登录查看更多内容

Delta Live Tables Series — Part 3 — Data Lineage and Dependency Management

Krishna Yogi Kolluru

Data Architect | ML | Speaker | ex-Microsoft | ex- Credit Suisse | IIT - NUS Alumni | AWS & Databricks Certified Data Engineer

发布日期: 2024年7月21日

In the modern data landscape, managing data pipelines efficiently and ensuring robust data lineage and dependency management are critical for maintaining data integrity, reliability, and compliance. Delta Live Tables (DLT), a framework from Databricks, has revolutionized how data engineers and scientists build, deploy, and manage data pipelines.

This deep dive explores the advanced aspects of data lineage and dependency management within Delta Live Tables, highlighting its capabilities, optimizations, and best practices.

If you haven’t the previous articles, here are the links: part 1 part 2

Quick Recap

What is Data Lineage?

Data lineage refers to the process of tracking and visualizing the flow of data through an organization’s systems. It provides a detailed history of the data’s origin, movement, transformation, and ultimate destination. Understanding data lineage helps organizations ensure data quality, compliance, and governance, and it aids in troubleshooting and impact analysis.

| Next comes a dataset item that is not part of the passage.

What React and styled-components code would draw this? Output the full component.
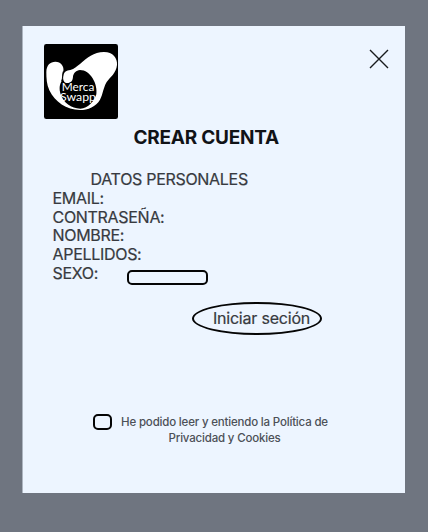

Key Components of Data Lineage

Source: The origin of the data, which could be databases, files, applications, or external sources.
Transformation: The processes and operations that data undergoes as it moves from source to destination. This includes any cleaning, merging, aggregation, and other manipulations.
Destination: Where the data ends up, such as a data warehouse, reporting system, or analytics platform.
Metadata: Information about the data, including its schema, format, and any changes it undergoes during transformation.
Lineage Graph: A visual representation that shows the data flow paths, transformations, and dependencies.

Dependency management is the process of identifying, tracking, and controlling dependencies within software development and data processing environments.

Dependencies are the relationships between different components, such as libraries, frameworks, services, or data sets, that one component relies on to function correctly.

Effective dependency management ensures that all required components are available, compatible, and properly integrated, reducing the risk of errors and improving overall system stability.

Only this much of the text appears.